How I AIThe power user’s guide to Codex | Alexander Embiricos (product lead)
CHAPTERS
Codex as a thorough “software engineering teammate” (setup + what it’s good at)
Claire introduces Alexander Embiricos (Codex product lead) and frames Codex as a coding agent optimized for diligence and complex tasks rather than raw speed. The episode’s goal is a practical, zero-to-one walkthrough from install to advanced workflows.
Installing the Codex VS Code extension and running a repo locally
Alex demonstrates the true beginner flow: install the extension, log in, and ask basic questions about an unfamiliar repo. The emphasis is that Codex is useful even before you write code—simply to understand how to run and interact with a codebase.
First fixes in a toy project: adjust jump + implement missing feature
With the game running locally, Alex uses plain-English prompts to fix a too-high jump and implement windmill planting. This showcases the basic “tell the agent what you want” loop and how Codex proposes a plan before editing code.
Parallel tasks: when to run multiple Codex chats vs serial work
Claire highlights parallelization as a key productivity lever, then asks how to decide between parallel and serial execution. Alex explains it depends on whether tasks are exploratory/questions (great in parallel) versus code changes that may conflict.
Git worktrees for safe parallel code changes (with Codex generating commands)
Alex introduces Git worktrees as the practical solution to parallel changes that must remain isolated. He demonstrates asking Codex to create two worktrees (French/German) so multiple variants can be developed concurrently without conflicts.
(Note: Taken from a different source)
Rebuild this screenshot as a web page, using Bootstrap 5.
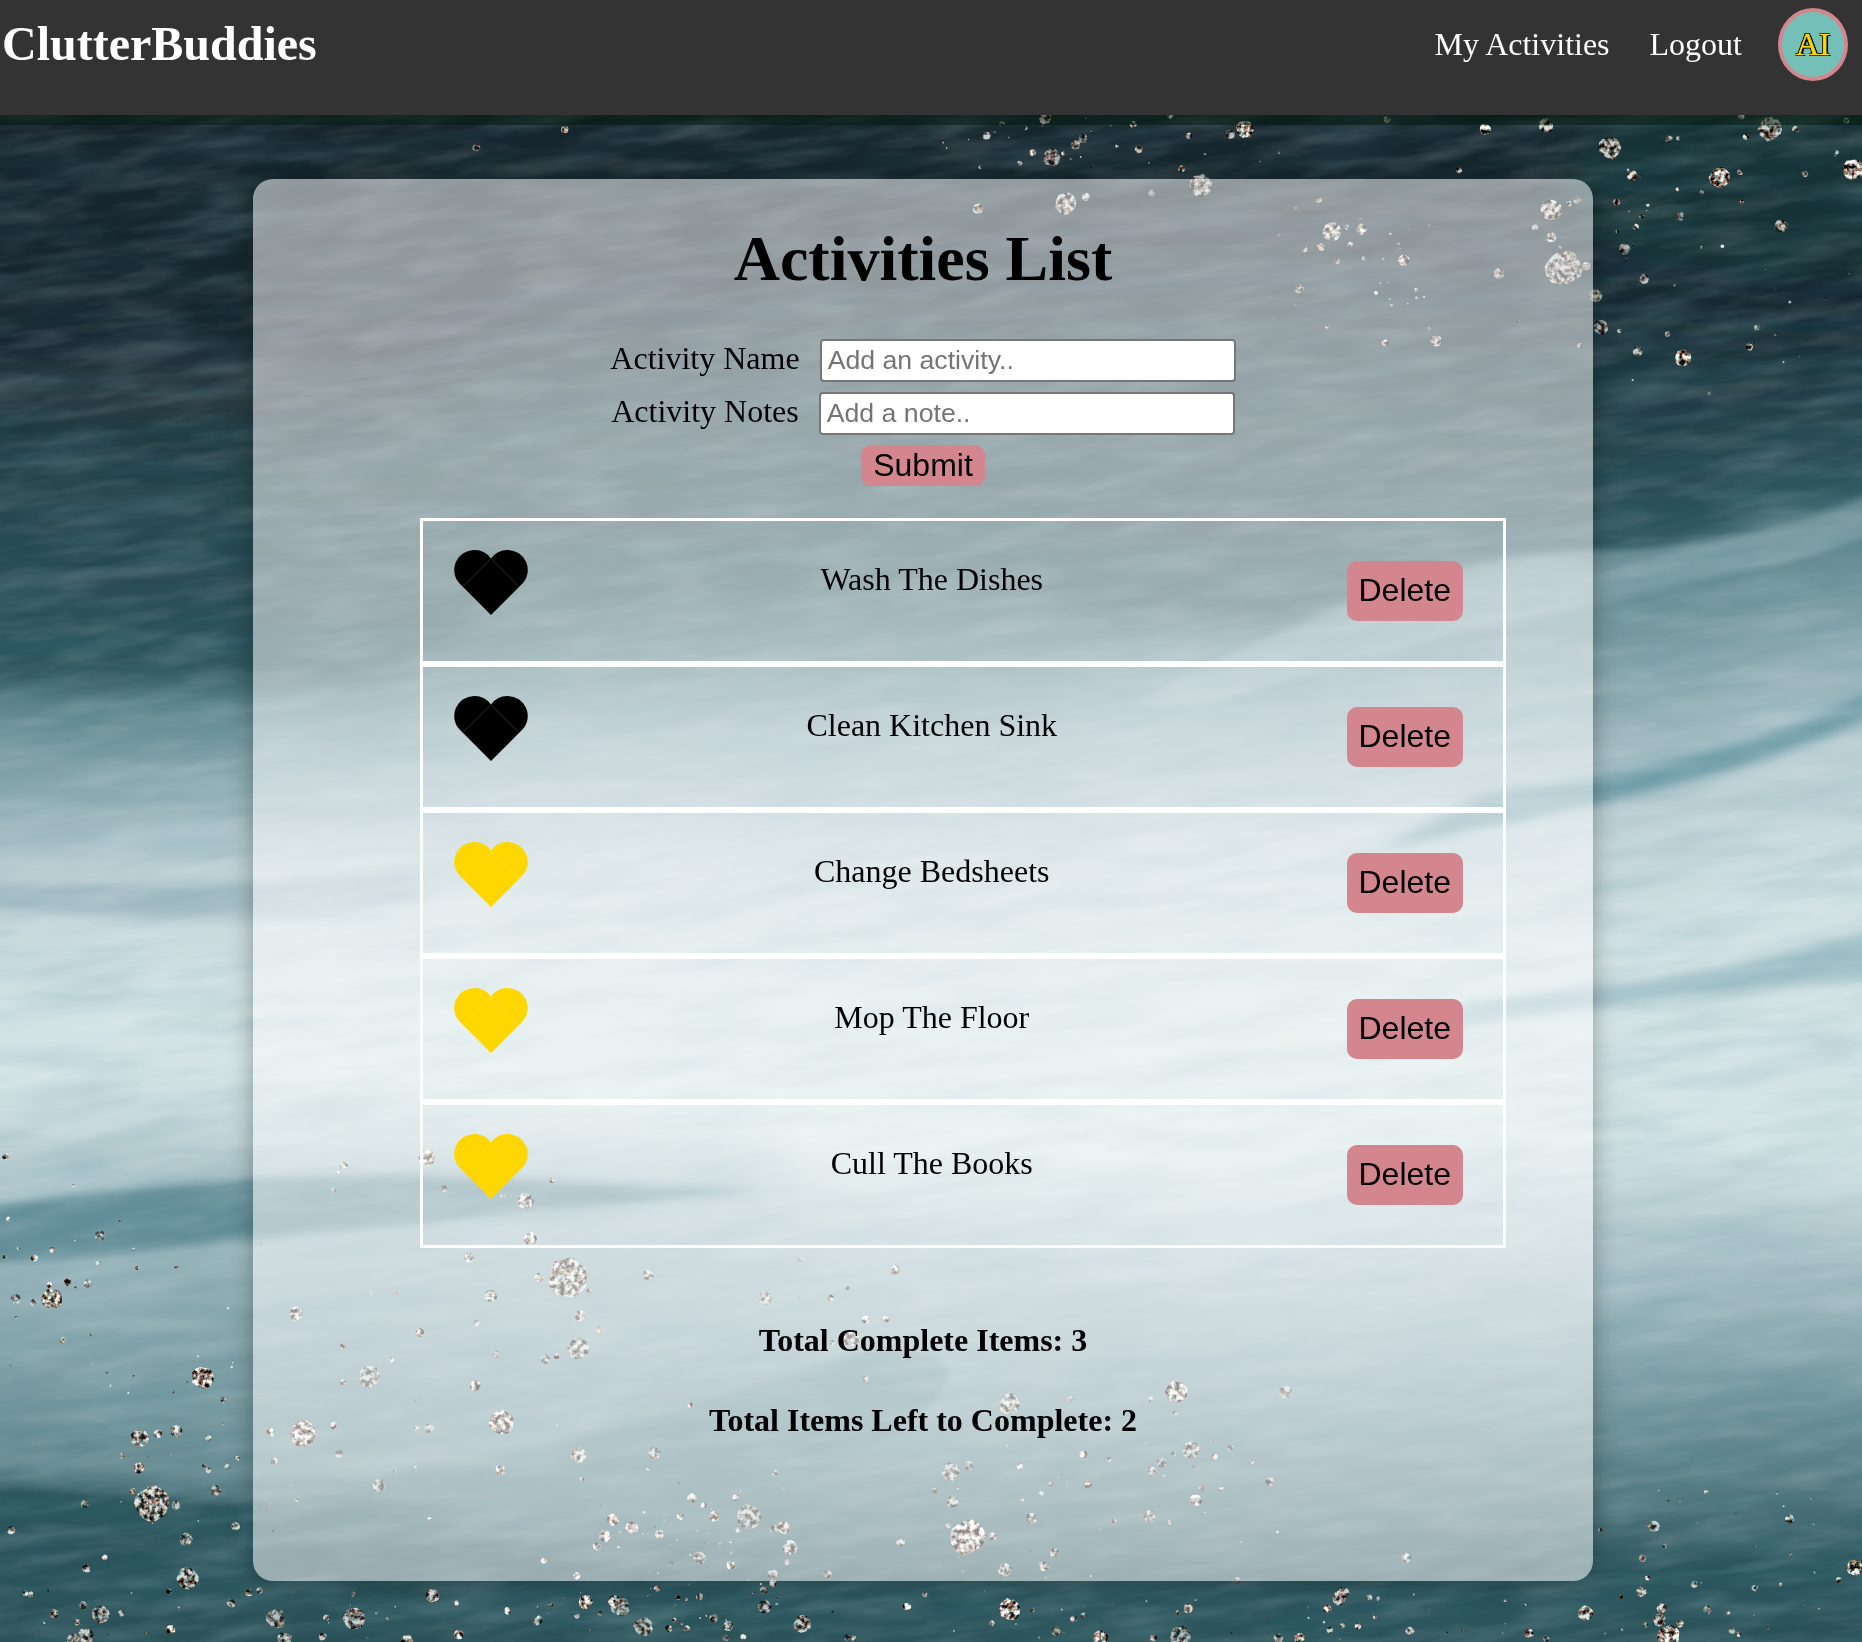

Terminal productivity: one-line prompts + working in multiple tabs
They zoom in on command-line efficiency: launching Codex with the first prompt inline and using multiple terminal tabs for parallel work. Claire notes many power users run many instances, but the key is structuring separation (e.g., via worktrees).
Case study: building the Sora Android app in 28 days with Codex
Claire asks how Codex scales to real production work; Alex cites OpenAI’s Sora Android app built by four engineers in 28 days and reaching #1 in the App Store. The takeaway is that agents don’t remove hard engineering—they compress timelines when paired with strong architecture and process.
Planning workflow with PLANS.md: “plan the work, then implement”
Alex demonstrates using a PLANS.md template (from an OpenAI blog post) to produce thorough, milestone-driven plans for large tasks (e.g., Python SDK mirroring a TypeScript SDK). He stresses iterating on the plan in the same chat to preserve context before execution.
Prototyping vs production engineering: vibe coding to learn, specs to ship
They distinguish two acceleration modes: rapid learning via prototypes and rapid execution for defined work. Designers can prototype Codex surfaces quickly, then engineering either lands it directly or rebuilds cleanly using the learnings and a tighter spec.
What needs a plan? Time, task complexity, and ‘Best of N’ exploration
Claire asks how to decide when to plan; Alex says it depends on task difficulty and personal time constraints. He describes “Best of N” (multiple attempts in parallel) as an alternative to up-front planning when speed matters or uncertainty is high.
Multiplying impact with code review: /review and GitHub automated reviews
Alex calls GitHub/code review the highest-leverage integration. He shows manual review via a /review command and automated GitHub PR comments that surface only high-confidence issues—then a loop where a developer can ask Codex to fix the issue directly.
Codex adoption at OpenAI: ‘everywhere,’ productivity shifts, and failed automations
Alex describes rapid internal adoption: moving from ~half the company to nearly all technical staff using Codex constantly. He shares that automated reviews are enabled across repos, while other proactive automations (e.g., auto-revising after human feedback) were less successful due to missing context and notification fatigue.
Harness matters: model-output quality + UX for latency, context, and iteration
Claire asks why the interface (“harness”) differentiates amid rapid model releases. Alex explains harness work improves both outcomes (tool usage patterns, compaction, parallel tool calling) and usability (seeing edits in IDE, handling latency, proactive helpfulness).
Atlas and personalized AI workflows: Sidechat, memory, and ‘be polite’
In a lightning-round segment, Alex shares how Atlas/ChatGPT becomes his default for non-code tasks due to personalization and memory. He highlights Sidechat for page-aware Q&A and rewriting, and argues for politeness to AI as a way to protect human habits and culture.
Getting agents back on track + closing: context, ambiguity, and session replay
Alex advises giving richer context and being explicit about ambiguity rather than over-specifying outcomes. If the agent derails, he recommends starting a new chat—and notes an advanced trick: Codex stores sessions locally, so you can have it read prior logs and continue coherently.